The Congress, Ari Folman’s follow-up to Waltz with Bashir (2008), imagines a future in which all actors have been reduced to manipulable digital data, and explores the cost imposed upon our sense of history and identity by a virtual world where the image rules and desires are instantly – if emptily – fulfilled. Robin Wright gives a career-best performance as (several versions of) herself in a lysergic, mostly animated set of landscapes and scenarios that both allegorise and obscure our own very real relationship with the mythopoeic world of cinema (from which this film quotes with relentless postmodern glee) and of the internet.
Terry Gilliam’s The Zero Theorem plays a similar game, but despite looking forward to a future where all gratification is constructed and corporatised, it hardly seems an advance, in filmmaking terms, on the broadly drawn steampunk dystopia of his frankly better Brazil (1985). Not unlike his film’s cypher-like hero Qohen Leth (Christoph Waltz), Gilliam appears to have become trapped in the loop of his own fantasy – although, as fantasies go, it is a good one, dark and despairing precisely because of its awareness that any hope is just part of the illusion.

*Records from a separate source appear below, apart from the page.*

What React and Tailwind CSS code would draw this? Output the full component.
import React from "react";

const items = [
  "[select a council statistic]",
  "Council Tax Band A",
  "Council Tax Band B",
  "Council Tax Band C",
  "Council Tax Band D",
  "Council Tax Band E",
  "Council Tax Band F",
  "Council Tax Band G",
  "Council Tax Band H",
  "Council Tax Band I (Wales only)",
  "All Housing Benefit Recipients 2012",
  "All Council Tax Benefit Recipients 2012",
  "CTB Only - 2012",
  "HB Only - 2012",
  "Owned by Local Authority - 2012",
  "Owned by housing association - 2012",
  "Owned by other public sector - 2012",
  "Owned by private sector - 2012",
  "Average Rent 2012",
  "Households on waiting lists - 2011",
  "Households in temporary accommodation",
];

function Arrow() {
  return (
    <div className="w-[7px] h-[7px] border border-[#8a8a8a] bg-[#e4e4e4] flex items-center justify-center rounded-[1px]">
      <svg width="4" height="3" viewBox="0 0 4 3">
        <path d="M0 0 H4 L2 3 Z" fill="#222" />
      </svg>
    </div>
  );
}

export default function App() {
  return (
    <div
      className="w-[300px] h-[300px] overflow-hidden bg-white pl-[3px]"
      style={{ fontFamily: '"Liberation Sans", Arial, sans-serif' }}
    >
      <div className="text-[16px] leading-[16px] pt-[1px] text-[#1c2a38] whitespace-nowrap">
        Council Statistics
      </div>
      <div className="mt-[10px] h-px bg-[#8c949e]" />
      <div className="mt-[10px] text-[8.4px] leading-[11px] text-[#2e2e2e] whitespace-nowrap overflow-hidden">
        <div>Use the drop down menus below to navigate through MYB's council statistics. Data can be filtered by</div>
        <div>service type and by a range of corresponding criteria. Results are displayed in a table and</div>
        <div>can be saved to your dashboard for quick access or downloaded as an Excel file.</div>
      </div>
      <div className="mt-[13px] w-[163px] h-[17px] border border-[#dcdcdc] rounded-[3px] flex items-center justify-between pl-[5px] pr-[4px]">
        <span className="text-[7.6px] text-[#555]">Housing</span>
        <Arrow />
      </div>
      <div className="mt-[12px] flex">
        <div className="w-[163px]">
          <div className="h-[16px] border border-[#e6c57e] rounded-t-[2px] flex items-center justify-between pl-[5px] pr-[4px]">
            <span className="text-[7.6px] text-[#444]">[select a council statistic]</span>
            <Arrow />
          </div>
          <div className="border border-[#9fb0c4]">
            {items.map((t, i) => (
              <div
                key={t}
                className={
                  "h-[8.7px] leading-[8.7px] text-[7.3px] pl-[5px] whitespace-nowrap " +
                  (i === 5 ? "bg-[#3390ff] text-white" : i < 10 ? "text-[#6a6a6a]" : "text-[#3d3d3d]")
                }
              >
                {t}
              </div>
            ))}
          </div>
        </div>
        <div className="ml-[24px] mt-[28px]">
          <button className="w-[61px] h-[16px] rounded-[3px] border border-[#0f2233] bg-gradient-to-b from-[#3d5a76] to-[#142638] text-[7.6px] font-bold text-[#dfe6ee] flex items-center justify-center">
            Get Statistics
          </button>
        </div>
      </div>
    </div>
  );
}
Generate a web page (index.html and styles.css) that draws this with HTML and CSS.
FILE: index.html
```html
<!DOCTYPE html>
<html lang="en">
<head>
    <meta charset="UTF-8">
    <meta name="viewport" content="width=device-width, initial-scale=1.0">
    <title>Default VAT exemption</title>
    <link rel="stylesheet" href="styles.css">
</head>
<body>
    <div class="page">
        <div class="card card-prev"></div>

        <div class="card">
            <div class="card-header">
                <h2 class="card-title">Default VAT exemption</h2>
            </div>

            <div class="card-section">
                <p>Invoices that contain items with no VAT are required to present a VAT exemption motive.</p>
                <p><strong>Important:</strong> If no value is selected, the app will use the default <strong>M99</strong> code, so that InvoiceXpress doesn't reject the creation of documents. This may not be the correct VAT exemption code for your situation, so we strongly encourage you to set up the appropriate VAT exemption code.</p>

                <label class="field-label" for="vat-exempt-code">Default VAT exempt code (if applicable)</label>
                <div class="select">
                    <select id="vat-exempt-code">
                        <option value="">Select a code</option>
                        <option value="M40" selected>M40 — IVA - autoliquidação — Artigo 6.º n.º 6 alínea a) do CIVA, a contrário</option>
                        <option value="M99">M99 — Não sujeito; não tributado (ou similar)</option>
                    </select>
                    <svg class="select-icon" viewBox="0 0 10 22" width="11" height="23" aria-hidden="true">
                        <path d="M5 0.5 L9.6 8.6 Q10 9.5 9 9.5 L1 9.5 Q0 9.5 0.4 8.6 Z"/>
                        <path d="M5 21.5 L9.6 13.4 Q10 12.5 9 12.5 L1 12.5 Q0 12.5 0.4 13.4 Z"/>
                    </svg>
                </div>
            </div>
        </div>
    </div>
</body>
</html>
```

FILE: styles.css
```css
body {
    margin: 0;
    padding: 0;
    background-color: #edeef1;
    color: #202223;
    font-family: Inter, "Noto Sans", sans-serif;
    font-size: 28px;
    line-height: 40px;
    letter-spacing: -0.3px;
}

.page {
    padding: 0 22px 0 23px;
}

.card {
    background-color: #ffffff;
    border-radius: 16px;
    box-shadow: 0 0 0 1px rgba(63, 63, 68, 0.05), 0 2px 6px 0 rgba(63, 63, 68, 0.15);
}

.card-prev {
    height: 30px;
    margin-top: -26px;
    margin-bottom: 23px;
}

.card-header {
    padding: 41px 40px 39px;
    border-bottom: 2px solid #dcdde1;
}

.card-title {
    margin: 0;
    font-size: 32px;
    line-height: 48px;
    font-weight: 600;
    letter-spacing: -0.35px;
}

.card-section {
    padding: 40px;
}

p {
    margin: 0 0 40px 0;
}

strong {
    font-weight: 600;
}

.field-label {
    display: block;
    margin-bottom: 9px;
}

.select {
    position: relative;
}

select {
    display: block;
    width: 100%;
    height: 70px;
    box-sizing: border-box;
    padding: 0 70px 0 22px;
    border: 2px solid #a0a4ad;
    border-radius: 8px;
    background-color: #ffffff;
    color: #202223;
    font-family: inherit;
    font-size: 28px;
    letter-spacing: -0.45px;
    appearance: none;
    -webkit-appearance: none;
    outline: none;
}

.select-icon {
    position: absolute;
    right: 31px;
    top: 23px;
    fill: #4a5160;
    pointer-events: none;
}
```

Perhaps, though, the most meta-cinematic of all is Sono Sion’s uproarious Why Don’t You Play in Hell? which, by bringing a guerrilla film crew (the ‘Fuck Bombers’) into collision with an ultra-gory yakuza war, becomes its own madcap making-of film. A deliriously gaudy celebration of the decline of everything (including Japanese cinema, film as a medium, and any notion of good taste), it plays like the improbable bastard offspring of Cinema Paradiso (1988) and Kill Bill (2003) – and if its characters are all searching for an irrecoverable past, any sense of nostalgic melancholy is covered over by the anarchy and energy of Sono’s hilariously surreal plotting.
Cameras also feature in Ti West’s thriller The Sacrament. Immersing a small group of Vice journalists into the jungle-girt utopian cult of Eden Paradise, the film goes all Cannibal Holocaust (1980) on its rapidly evolving situation, leaving us to wonder how much the presence of the media has contributed to the horrifically tragic outcome.
Strong performances and a careful building of tension elevate this above the festival’s other ‘found-footage’ feature, the feminist(-ish) ghost story SX_Tape, which comes with a distinct lack of economy and little to distinguish it in the already overcrowded ‘shakicam’ market, other than its being helmed by the usually more interesting Bernard Rose (Paperhouse, Candyman and sundry Tolstoy adaptations).
Similarly subpar is Eugenio Mira’s daft potboiler Grand Piano. Much as concert pianist Tom Selznick (Elijah Wood) must play an ‘impossible’ piece without error to prevent a mysterious gunman murdering both him and his beloved wife, there is considerable virtuosity here in the execution of the cinematography and set design – but the pleasures are chiefly of a technical nature, with the screenplay too contrived to engage.
Lucky McKee and Chris Sivertson’s All Cheerleaders Die is a black(-magic) comedy of female rites of passage and teenage witchery. Reworked not only from their own little-seen 2001 video film of the same name but also from Heathers (1988), Buffy the Vampire Slayer (1992), The Craft (1996), Teeth (2007) and Jennifer’s Body (2009), it unfortunately falls under the shadow of the similar but altogether smarter Detention (2011).
And while Adam Wimpenny’s debut Blackwood ingeniously overturns the creaky conventions of the haunted-house movie, by the end it has over-explained its own trickery to a point where there is little room left for the uncanny to come out and play.
‘Cult’ is an epithet that movies usually have to earn over time, yet there was one title in this year’s selection whose niche appeal and hallucinatory convolutions practically guarantee it an instant place in the hearts and minds of its target audience, while also demanding the sort of repeat viewings that come to define a classic.
A follow-up and companion piece to Amer (2009), though in fact written before it, Bruno Forzani and Hélène Cattet’s The Strange Colour of Your Body’s Tears is a kaleidoscopic, synaesthetic psychodrama tuned to the key of giallo. Its title is an evocative mash-up of The Strange Vice of Mrs Wardh (1971), All the Colours of the Dark (1971) and What Are Those Strange Drops of Blood on Jennifer’s Body? (1972), its soundtrack has been reappropriated from various Italian thrillers of the 70s and 80s and its motifs are familiar from the works of Bava, Argento, Fulci, Martino and others.
Yet all these touchstones have been reconstituted into a beautiful, intriguing trip through the labyrinth of a man’s disturbed, gynophobic mind – a labyrinth for which the filmmakers fashion both visual and narrative analogues, in the winding staircases and hidden passageways of the Art Nouveau apartment building from which the wife of Dan Kristensen (Klaus Tange) has mysteriously gone missing, and in the film’s intricate Chinese-box structure of stories-within-stories and nightmares-within-nightmares. As Dan finds himself all at once victim and voyeur, detective and killer, he is forced to find his way back to the bloody primal scene that is the key to all his errant fears and desires.
Formally experimental, headily disorienting and an aesthete’s wet dream, The Strange Colour of Your Body’s Tears is a schizophrenic blend of arthouse and charnelhouse.